You are viewing a plain text version of this content. The canonical link for it is here.
Posted to user@cassandra.apache.org by Alexandru Sicoe <ad...@gmail.com> on 2012/06/25 11:57:02 UTC

repair never finishing 1.0.7

Hello everyone,

 I have a 2 DC (DC1:3 and DC2:6) Cassandra1.0.7 setup. I have about
300GB/node in the DC2.

 The DCs are communicating over a gateway where I do NAT for ports 7000,
9160 and 7199.

 I did a "nodetool repair" on a node in DC2 without any external load on
the system.

 It took 5 hrs to finish the Merkle tree calculations (which is fine for
me) but then in the streaming phase nothing happens (0% seen in "nodetool
netstats") and stays like that forever. Note: it has to stream to/from
nodes in DC1!

 I tried another time and still the same.

 Looking around I found this thread

http://www.mail-archive.com/user@cassandra.apache.org/msg22167.html
 which seems to describe the same problem.
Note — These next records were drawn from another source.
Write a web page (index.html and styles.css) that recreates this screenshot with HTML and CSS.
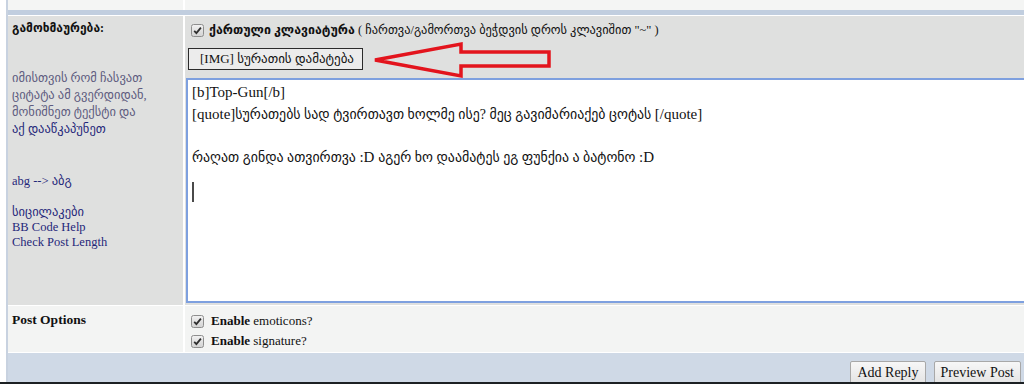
FILE: index.html
```html
<!DOCTYPE html>
<html lang="ka">
<head>
<meta charset="utf-8">
<title>Reply</title>
<link rel="stylesheet" href="styles.css">
</head>
<body>
<div class="page">
  <div class="frame">
    <div class="row row-prev"><div class="cell"></div><div class="cell"></div></div>
    <div class="band"></div>
    <div class="row row-main">
      <div class="cell cell-left">
        <div class="lead">გამოხმაურება:</div>
        <div class="desc">იმისთვის რომ ჩასვათ<br>ციტატა ამ გვერდიდან,<br>მონიშნეთ ტექსტი და<br><a href="#">აქ დააწკაპუნეთ</a></div>
        <div class="trans"><a href="#">abg --&gt; აბგ</a></div>
        <div class="links">
          <a href="#">სიცილაკები</a>
          <a href="#">BB Code Help</a>
          <a href="#">Check Post Length</a>
        </div>
      </div>
      <div class="cell cell-right">
        <div class="kb-line">
          <span class="cb"><svg width="13" height="13" viewBox="0 0 13 13"><defs><linearGradient id="g1" x1="0" y1="0" x2="0" y2="1"><stop offset="0" stop-color="#f2f2f2"/><stop offset="1" stop-color="#d2d2d2"/></linearGradient></defs><rect x="0.5" y="0.5" width="12" height="12" rx="2" fill="url(#g1)" stroke="#8e8e8e"/><path d="M3.2 6.9 L5.4 9.1 L9.9 3.6" fill="none" stroke="#2f2f2f" stroke-width="1.8"/></svg></span>
          <span><b>ქართული კლავიატურა</b> ( ჩართვა/გამორთვა ბეჭდვის დროს კლავიშით "~" )</span>
        </div>
        <button class="img-btn" type="button">[IMG] სურათის დამატება</button>
        <div class="editor">
          <div>[b]Top-Gun[/b]</div>
          <div>[quote]<span class="ka">სურათებს სად ტვირთავთ ხოლმე ისე? მეც გავიმარიაქებ ცოტას </span>[/quote]</div>
          <div>&nbsp;</div>
          <div><span class="ka">რაღათ გინდა ათვირთვა </span>:D <span class="ka">აგერ ხო დაამატეს ეგ ფუნქია ა ბატონო </span>:D</div>
          <div class="caret"></div>
        </div>
      </div>
    </div>
    <div class="row row-opts">
      <div class="cell cell-left"><div class="opts-title">Post Options</div></div>
      <div class="cell cell-right">
        <div class="opt">
          <span class="cb"><svg width="13" height="13" viewBox="0 0 13 13"><defs><linearGradient id="g2" x1="0" y1="0" x2="0" y2="1"><stop offset="0" stop-color="#f2f2f2"/><stop offset="1" stop-color="#d2d2d2"/></linearGradient></defs><rect x="0.5" y="0.5" width="12" height="12" rx="2" fill="url(#g2)" stroke="#8e8e8e"/><path d="M3.2 6.9 L5.4 9.1 L9.9 3.6" fill="none" stroke="#2f2f2f" stroke-width="1.8"/></svg></span>
          <span><b>Enable</b> emoticons?</span>
        </div>
        <div class="opt">
          <span class="cb"><svg width="13" height="13" viewBox="0 0 13 13"><defs><linearGradient id="g3" x1="0" y1="0" x2="0" y2="1"><stop offset="0" stop-color="#f2f2f2"/><stop offset="1" stop-color="#d2d2d2"/></linearGradient></defs><rect x="0.5" y="0.5" width="12" height="12" rx="2" fill="url(#g3)" stroke="#8e8e8e"/><path d="M3.2 6.9 L5.4 9.1 L9.9 3.6" fill="none" stroke="#2f2f2f" stroke-width="1.8"/></svg></span>
          <span><b>Enable</b> signature?</span>
        </div>
      </div>
    </div>
    <div class="footer">
      <button class="btn" type="button">Add Reply</button>
      <button class="btn" type="button">Preview Post</button>
    </div>
  </div>
  <div class="taskbar"></div>
  <svg class="arrow" width="1024" height="90" viewBox="0 0 1024 90"><polygon points="375,60 461,44 461,52 549,52 549,66 461,66 461,76" fill="none" stroke="#e3141d" stroke-width="3.5" stroke-linejoin="miter"/></svg>
</div>
</body>
</html>
```
FILE: styles.css
```css
* { box-sizing: border-box; }
html, body {
  margin: 0;
  height: 384px;
  overflow: hidden;
  background: #fff;
}
body {
  font-family: "Liberation Serif", "DejaVu Sans", serif;
  color: #111;
}
a { text-decoration: none; }
.page {
  position: relative;
  width: 1024px;
  height: 384px;
  display: flex;
  flex-direction: column;
}
.frame {
  flex: 1;
  min-height: 0;
  margin-left: 6px;
  border-left: 2px solid #c8d2e0;
  display: flex;
  flex-direction: column;
}
.row {
  display: grid;
  grid-template-columns: 175px 1fr;
  column-gap: 2px;
  background: #fff;
}
.row-prev { height: 10px; }
.row-prev .cell { background: #f4f5f4; }
.band {
  height: 6px;
  background: #c1cedf;
  border-bottom: 1px solid #fff;
}
.row-main {
  height: 290px;
  border-bottom: 1px solid #fff;
}
.row-main .cell { background: #dfe0df; }
.cell-left { padding: 4px 4px 0 4px; }
.lead {
  font-weight: bold;
  font-size: 12px;
  line-height: 17px;
  color: #111;
}
.desc {
  margin-top: 33px;
  font-size: 12.5px;
  line-height: 17px;
  color: #5d5b7e;
  white-space: nowrap;
}
.desc a, .trans a, .links a { color: #1f277a; }
.trans {
  margin-top: 36px;
  font-size: 12.5px;
  line-height: 15px;
}
.links {
  margin-top: 16px;
  display: flex;
  flex-direction: column;
  font-size: 12.5px;
  line-height: 15px;
}
.cell-right { padding: 4px 0 2px 0; overflow: hidden; }
.kb-line {
  display: flex;
  align-items: center;
  gap: 5px;
  height: 20px;
  padding-left: 6px;
  font-size: 12.4px;
  white-space: nowrap;
}
.cb { display: flex; width: 13px; height: 13px; flex: none; }
.img-btn {
  display: block;
  margin: 8px 0 0 3px;
  width: 175px;
  height: 22px;
  padding: 0 0 0 11px;
  border: 1px solid #2b2b2b;
  background: #ececec;
  text-align: left;
  font-family: "Liberation Serif", "DejaVu Sans", serif;
  font-size: 13px;
  color: #111;
  white-space: nowrap;
}
.editor {
  margin: 8px 0 0 1px;
  height: 225px;
  background: #fff;
  border: 2px solid #7ea0df;
  border-right: none;
  padding: 2px 4px;
  font-size: 15px;
  line-height: 21.5px;
  color: #111;
  white-space: nowrap;
}
.editor .ka { font-size: 13.9px; }
.caret {
  width: 2px;
  height: 20px;
  margin-top: 14px;
  background: #4a4a4a;
}
.row-opts {
  height: 47px;
  border-bottom: 1px solid #fff;
}
.row-opts .cell { background: #f3f4f3; }
.opts-title {
  font-weight: bold;
  font-size: 13.5px;
  line-height: 20px;
}
.row-opts .cell-right { padding: 5px 0 0 6px; }
.opt {
  display: flex;
  align-items: center;
  gap: 7px;
  height: 20px;
  font-size: 13px;
}
.footer {
  height: 29px;
  background: #cfd9e6;
  display: flex;
  justify-content: flex-end;
  align-items: flex-start;
  gap: 8px;
  padding: 8px 3px 0 0;
  overflow: hidden;
}
.btn {
  flex: none;
  height: 24px;
  padding: 0 6px;
  font-family: "Liberation Serif", serif;
  font-size: 14px;
  color: #111;
  background: linear-gradient(#f7f7f7, #e3e3e3);
  border: 1px solid #a8a8a8;
  border-radius: 2px;
}
.taskbar {
  height: 2px;
  background: #1c2023;
}
.arrow {
  position: absolute;
  left: 0;
  top: 0;
  pointer-events: none;
}
```
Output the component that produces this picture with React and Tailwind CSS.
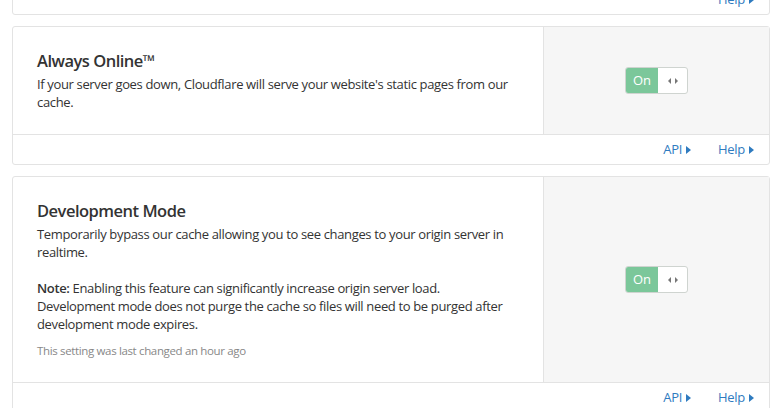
import React from "react";

const Arrow = () => (
  <svg width="5" height="8" viewBox="0 0 5 8" className="ml-[4px] inline-block" aria-hidden="true">
    <path d="M0 0 L5 4 L0 8 Z" fill="currentColor" />
  </svg>
);

const Footer = ({ api = true }) => (
  <div className="flex h-[29px] items-center justify-end gap-[27px] pr-[15px] text-[13px] tracking-[-0.3px] text-[#2f7bbf]">
    {api && <span className="flex items-center">API<Arrow /></span>}
    <span className="flex items-center">Help<Arrow /></span>
  </div>
);

const Toggle = () => (
  <div className="flex h-[27px] w-[63px] overflow-hidden rounded-[3px] border border-[#cfd4d0] bg-white">
    <div className="flex w-[32px] items-center justify-center bg-[#7bc79a] text-[13px] text-white">On</div>
    <div className="flex flex-1 items-center justify-center">
      <svg width="10" height="6" viewBox="0 0 10 6" aria-hidden="true">
        <path d="M3 0 L0 3 L3 6 Z" fill="#777" />
        <path d="M7 0 L10 3 L7 6 Z" fill="#777" />
      </svg>
    </div>
  </div>
);

const Card = ({ children }) => (
  <div className="flex flex-col rounded-[3px] border border-[#e3e3e3] bg-white">
    <div className="flex">
      <div className="flex-1 px-[24px] pt-[22px] pb-[23px]">{children}</div>
      <div className="flex w-[226px] items-center justify-center border-l border-[#e3e3e3] bg-[#f6f6f6]">
        <Toggle />
      </div>
    </div>
    <div className="border-t border-[#e3e3e3]">
      <Footer />
    </div>
  </div>
);

export default function App() {
  return (
    <div
      className="h-[408px] w-[784px] overflow-hidden bg-white text-[#333]"
      style={{ fontFamily: '"Open Sans", "Noto Sans", sans-serif' }}
    >
      <div className="-mt-[16px] ml-[12px] flex w-[758px] flex-col gap-[11px]">
        <div className="rounded-[3px] border border-[#e3e3e3] bg-white">
          <Footer api={false} />
        </div>
        <Card>
          <h2 className="mb-[2px] text-[16.5px] font-semibold leading-[24px] tracking-[-0.5px] text-[#333]">Always Online™</h2>
          <p className="max-w-[484px] text-[13px] leading-[18px] tracking-[-0.35px]">
            If your server goes down, Cloudflare will serve your website's static pages from our cache.
          </p>
        </Card>
        <Card>
          <h2 className="mb-[2px] text-[16.5px] font-semibold leading-[24px] tracking-[-0.5px] text-[#333]">Development Mode</h2>
          <p className="mb-[18px] max-w-[484px] text-[13px] leading-[18px] tracking-[-0.35px]">
            Temporarily bypass our cache allowing you to see changes to your origin server in realtime.
          </p>
          <p className="max-w-[484px] text-[13px] leading-[18px] tracking-[-0.35px]">
            <strong className="font-semibold">Note:</strong> Enabling this feature can significantly increase origin server load. Development mode does not purge the cache so files will need to be purged after development mode expires.
          </p>
          <p className="mt-[10px] text-[11.5px] leading-[16px] tracking-[-0.35px] text-[#888]">This setting was last changed an hour ago</p>
        </Card>
      </div>
    </div>
  );
}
The thread gives 2 suggestions:
- a full cluster restart allows the first attempted repair to complete
(haven't tested yet; this is not practical even if it works)
- issue https://issues.apache.org/jira/browse/CASSANDRA-4223 can be the
problem

Questions:
1) How can I make sure that the JIRA issue above is my real problem? (I see
no errors or warns in the logs; no other activity)
2) What should I do to make the repairs work? (If the JIRA issue is the
problem, then I see there is a fix for it in Version 1.0.11 which is not
released yet)

Thanks,
Alex

Re: repair never finishing 1.0.7

Posted by aaron morton <aa...@thelastpickle.com>.
The nodes in DC1 need to be able to reach the nodes in DC2 on the public (NAT'd) IP.  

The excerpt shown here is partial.